> [Excerpted records]:

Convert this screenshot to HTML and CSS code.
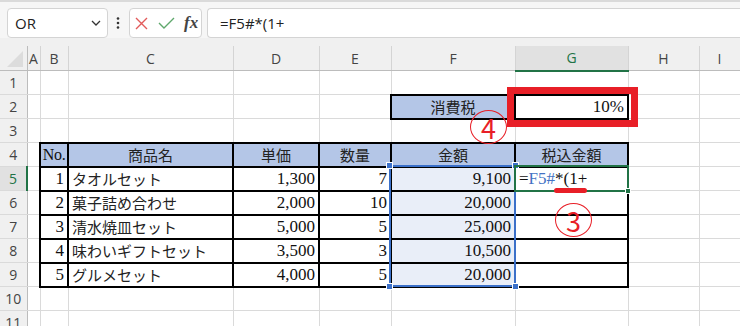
FILE: index.html
```html
<!DOCTYPE html>
<html lang="ja">
<head>
<meta charset="UTF-8">
<meta name="viewport" content="width=device-width, initial-scale=1.0">
<title>税込金額の計算</title>
<link rel="stylesheet" href="styles.css">
</head>
<body>
  <div class="toolbar">
    <div class="name-box">
      <span>OR</span>
      <svg class="chevron" width="10" height="6" viewBox="0 0 10 6"><path d="M1 1l4 4 4-4" fill="none" stroke="#333" stroke-width="1.3"/></svg>
    </div>
    <svg class="more" width="4" height="12" viewBox="0 0 4 12"><circle cx="2" cy="1.5" r="1.3"/><circle cx="2" cy="6" r="1.3"/><circle cx="2" cy="10.5" r="1.3"/></svg>
    <div class="fx-buttons">
      <svg class="cancel" width="13" height="13" viewBox="0 0 13 13"><path d="M1 1l11 11M12 1L1 12" stroke="#e25b5b" stroke-width="1.4" fill="none"/></svg>
      <svg class="enter" width="17" height="12" viewBox="0 0 17 12"><path d="M1 6l5 5L16 1" stroke="#5fa86c" stroke-width="1.4" fill="none"/></svg>
      <span class="fx">fx</span>
    </div>
    <div class="formula">=F5#*(1+</div>
  </div>

  <div class="sheet">
    <table class="grid">
      <colgroup>
        <col style="width:27px"><col style="width:13px"><col style="width:28px"><col style="width:165px"><col style="width:86px">
        <col style="width:72px"><col style="width:124px"><col style="width:113px"><col style="width:71px"><col style="width:41px">
      </colgroup>
      <thead>
        <tr>
          <th class="corner"><svg width="27" height="24" viewBox="0 0 27 24"><polygon points="7,21 23,21 23,5" fill="#dcdcdc"/></svg></th>
          <th class="col">A</th><th class="col">B</th><th class="col">C</th><th class="col">D</th><th class="col">E</th>
          <th class="col">F</th><th class="col on">G</th><th class="col">H</th><th class="col">I</th>
        </tr>
      </thead>
      <tbody>
        <tr><th class="rh">1</th><td></td><td></td><td></td><td></td><td></td><td></td><td></td><td></td><td></td></tr>
        <tr><th class="rh">2</th><td></td><td></td><td></td><td></td><td></td><td class="t hd jp">消費税</td><td class="t r">10%</td><td></td><td></td></tr>
        <tr><th class="rh">3</th><td></td><td></td><td></td><td></td><td></td><td></td><td></td><td></td><td></td></tr>
        <tr>
          <th class="rh">4</th><td></td>
          <td class="t hd no">No.</td><td class="t hd jp">商品名</td><td class="t hd jp">単価</td><td class="t hd jp">数量</td>
          <td class="t hd jp">金額</td><td class="t hd jp">税込金額</td><td></td><td></td>
        </tr>
        <tr>
          <th class="rh on">5</th><td></td>
          <td class="t r">1</td><td class="t jp">タオルセット</td><td class="t r">1,300</td><td class="t r">7</td>
          <td class="t r sel">9,100</td>
          <td class="t edit">=<span class="ref">F5#</span>*(1+</td><td></td><td></td>
        </tr>
        <tr>
          <th class="rh">6</th><td></td>
          <td class="t r">2</td><td class="t jp">菓子詰め合わせ</td><td class="t r">2,000</td><td class="t r">10</td>
          <td class="t r sel">20,000</td><td class="t"></td><td></td><td></td>
        </tr>
        <tr>
          <th class="rh">7</th><td></td>
          <td class="t r">3</td><td class="t jp">清水焼皿セット</td><td class="t r">5,000</td><td class="t r">5</td>
          <td class="t r sel">25,000</td><td class="t"></td><td></td><td></td>
        </tr>
        <tr>
          <th class="rh">8</th><td></td>
          <td class="t r">4</td><td class="t jp">味わいギフトセット</td><td class="t r">3,500</td><td class="t r">3</td>
          <td class="t r sel">10,500</td><td class="t"></td><td></td><td></td>
        </tr>
        <tr>
          <th class="rh">9</th><td></td>
          <td class="t r">5</td><td class="t jp">グルメセット</td><td class="t r">4,000</td><td class="t r">5</td>
          <td class="t r sel">20,000</td><td class="t"></td><td></td><td></td>
        </tr>
        <tr><th class="rh">10</th><td></td><td></td><td></td><td></td><td></td><td></td><td></td><td></td><td></td></tr>
        <tr><th class="rh">11</th><td></td><td></td><td></td><td></td><td></td><td></td><td></td><td></td><td></td></tr>
      </tbody>
    </table>

    <!-- 選択範囲とアクティブセル -->
    <div class="range">
      <i class="handle tl"></i><i class="handle tr"></i><i class="handle bl"></i><i class="handle br"></i>
    </div>
    <div class="active"><i class="handle br"></i></div>

    <!-- 注釈 -->
    <div class="tax-frame"></div>
    <div class="mark mark-4">4</div>
    <div class="underline"></div>
    <div class="mark mark-3">3</div>
  </div>
</body>
</html>
```

FILE: styles.css
```css
body {
  margin: 0;
  width: 740px;
  height: 326px;
  overflow: hidden;
  background: #fff;
  font-family: "Open Sans", "Liberation Sans", sans-serif;
}

.toolbar {
  height: 38px;
  box-sizing: border-box;
  border-top: 2px solid #dadada;
  background: #f6f6f6;
  display: flex;
  align-items: flex-end;
  padding-left: 7px;
}

.name-box {
  width: 101px;
  height: 30px;
  box-sizing: border-box;
  border: 1px solid #d4d4d4;
  border-radius: 4px;
  background: #fff;
  display: flex;
  align-items: center;
  justify-content: space-between;
  padding: 0 6px 0 7px;
  font-size: 15px;
  color: #222;
}

.more {
  fill: #333;
  margin: 0 9px 9px 8px;
}

.fx-buttons {
  width: 73px;
  height: 30px;
  box-sizing: border-box;
  border: 1px solid #d4d4d4;
  border-radius: 4px;
  background: #fff;
  display: flex;
  align-items: center;
  padding-left: 5px;
}

.fx-buttons .enter {
  margin-left: 10px;
}

.fx {
  margin-left: 9px;
  font-family: "Liberation Serif", serif;
  font-style: italic;
  font-weight: bold;
  font-size: 17px;
  color: #444;
}

.formula {
  flex: 1;
  margin-left: 5px;
  height: 30px;
  box-sizing: border-box;
  border: 1px solid #d4d4d4;
  border-right: none;
  border-radius: 4px 0 0 4px;
  background: #fff;
  padding-left: 12px;
  font-size: 15px;
  line-height: 28px;
  color: #222;
}

.sheet {
  position: relative;
  background: #f0f0f0;
  padding-top: 8px;
}

.grid {
  border-collapse: collapse;
  table-layout: fixed;
  width: 740px;
}

.grid tr {
  height: 24px;
}

.grid th {
  padding: 0;
  font-weight: normal;
  font-size: 14px;
  color: #444;
  background: #f0f0f0;
}

.corner {
  border-right: 1px solid #bcbcbc;
  border-bottom: 1px solid #bcbcbc;
  line-height: 0;
}

.col {
  border-right: 1px solid #d4d4d4;
  border-bottom: 1px solid #bcbcbc;
}

.col.on {
  background: #e1e1e1;
  color: #217346;
  border-bottom: 2px solid #217346;
}

.rh {
  border-right: 1px solid #bcbcbc;
  border-bottom: 1px solid #dadada;
}

.rh.on {
  background: #e1e1e1;
  color: #217346;
  border-right: 2px solid #217346;
}

.grid td {
  background: #fff;
  border: 1px solid #dadada;
  padding: 0 3px;
  line-height: 20px;
  font-family: "Liberation Serif", serif;
  font-size: 17px;
  color: #111;
  white-space: nowrap;
  overflow: hidden;
}

.grid td.t {
  border: 2px solid #000;
}

.grid td.hd {
  background: #b4c6e7;
  text-align: center;
}

.grid td.no {
  padding: 0;
  font-size: 16px;
  letter-spacing: -0.3px;
}

.grid td.r {
  text-align: right;
}

.grid td.jp {
  font-family: "Noto Sans CJK JP", sans-serif;
  font-size: 15px;
  color: #222;
}

.grid td.sel {
  background: #e9eef8;
}

.edit .ref {
  color: #4472c4;
}

.range,
.active,
.tax-frame,
.underline,
.mark {
  position: absolute;
  box-sizing: border-box;
}

.range {
  left: 389px;
  top: 127px;
  width: 127px;
  height: 122px;
  border: 2px solid #3b70c9;
}

.active {
  left: 514px;
  top: 127px;
  width: 115px;
  height: 27px;
  border: 2px solid #217346;
}

.handle {
  position: absolute;
  width: 7px;
  height: 7px;
  box-sizing: border-box;
  background: #3b70c9;
  border: 1px solid #fff;
}

.handle.tl { left: -5px; top: -5px; }
.handle.tr { right: -5px; top: -5px; }
.handle.bl { left: -5px; bottom: -5px; }
.handle.br { right: -5px; bottom: -5px; }

.active .handle {
  width: 6px;
  height: 6px;
  background: #217346;
  right: -4px;
  bottom: -4px;
}

.tax-frame {
  left: 507px;
  top: 49px;
  width: 131px;
  height: 40px;
  border: 7px solid #e81f27;
}

.underline {
  left: 554px;
  top: 150px;
  width: 33px;
  height: 5px;
  border-radius: 3px;
  background: #e81f27;
}

.mark {
  width: 37px;
  height: 34px;
  border: 1.5px solid #e81f27;
  border-radius: 50%;
  display: flex;
  align-items: center;
  justify-content: center;
  font-family: "Noto Sans CJK JP", sans-serif;
  font-size: 27px;
  line-height: 1;
  color: #e81f27;
}

.mark-4 {
  left: 470px;
  top: 72px;
}

.mark-3 {
  left: 555px;
  top: 165px;
}
```
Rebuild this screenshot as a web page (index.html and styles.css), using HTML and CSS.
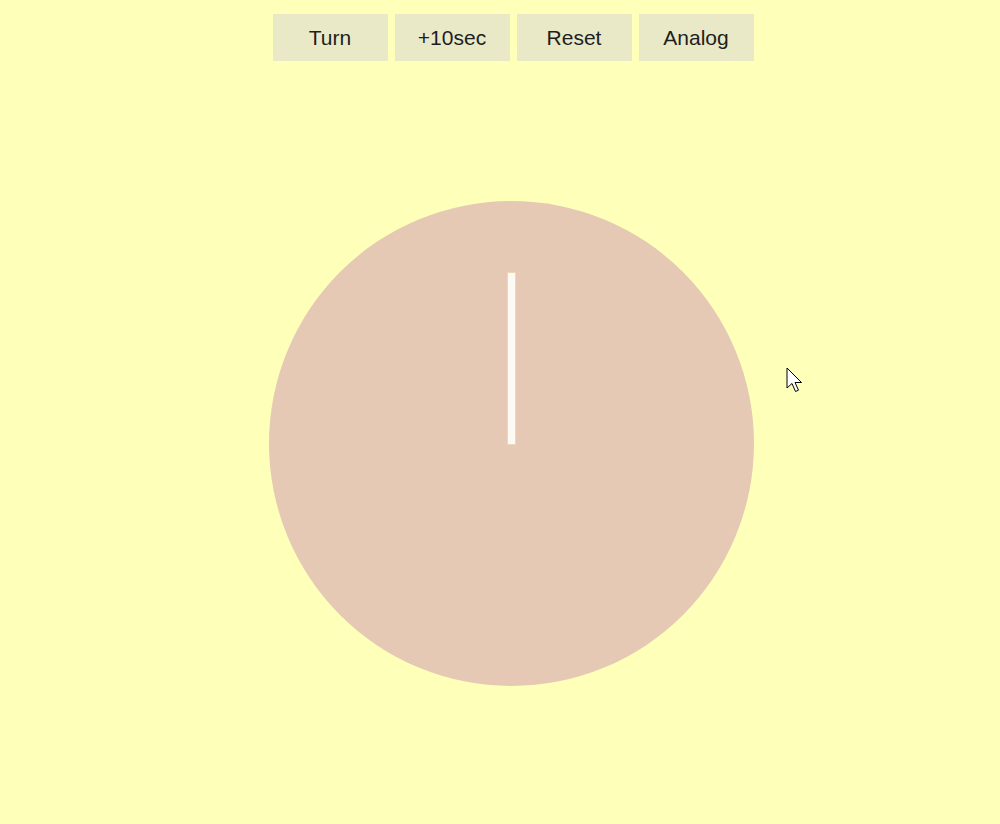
FILE: index.html
```html
<!DOCTYPE html>
<html>
<head>
<meta charset="utf-8">
<link rel="stylesheet" href="styles.css">
</head>
<body>
<div class="page">
  <div class="toolbar">
    <button class="btn">Turn</button>
    <button class="btn">+10sec</button>
    <button class="btn">Reset</button>
    <button class="btn">Analog</button>
  </div>
  <div class="clock">
    <div class="hand"></div>
  </div>
</div>
<svg class="cursor" width="20" height="28" viewBox="0 0 20 28">
  <path d="M1 1 L1 21 L6 16.5 L9.5 24.5 L12.5 23.2 L9 15.5 L15.5 15.5 Z" fill="#fff" stroke="#000" stroke-width="1" stroke-linejoin="miter"/>
</svg>
</body>
</html>
```

FILE: styles.css
```css
html, body {
  margin: 0;
  padding: 0;
  background: #feffb9;
  width: 1000px;
  height: 824px;
  overflow: hidden;
}
.page {
  display: flex;
  flex-direction: column;
  align-items: center;
  padding-left: 22px;
  padding-top: 14px;
  font-family: "Liberation Sans", Arial, sans-serif;
}
.toolbar {
  display: flex;
  gap: 7px;
  padding-left: 4px;
}
.btn {
  width: 115px;
  height: 47px;
  border: none;
  margin: 0;
  padding: 0;
  background: #e9e9c8;
  color: #1e1e1e;
  font-family: "Liberation Sans", Arial, sans-serif;
  font-size: 21px;
}
.clock {
  margin-top: 140px;
  width: 485px;
  height: 485px;
  border-radius: 50%;
  background: #e5c9b4;
  display: flex;
  justify-content: center;
  padding-top: 72px;
  box-sizing: border-box;
}
.hand {
  width: 7px;
  height: 171px;
  background: #fdfaf4;
  box-shadow: 0 0 0 1px #f0d6b8;
}
.cursor {
  position: absolute;
  left: 786px;
  top: 367px;
}
```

> [Work instructions]: Copy out every line of the data that includes the word "screenshot".

> [Task solution]:
Convert this screenshot to HTML and CSS code.
Rebuild this screenshot as a web page (index.html and styles.css), using HTML and CSS.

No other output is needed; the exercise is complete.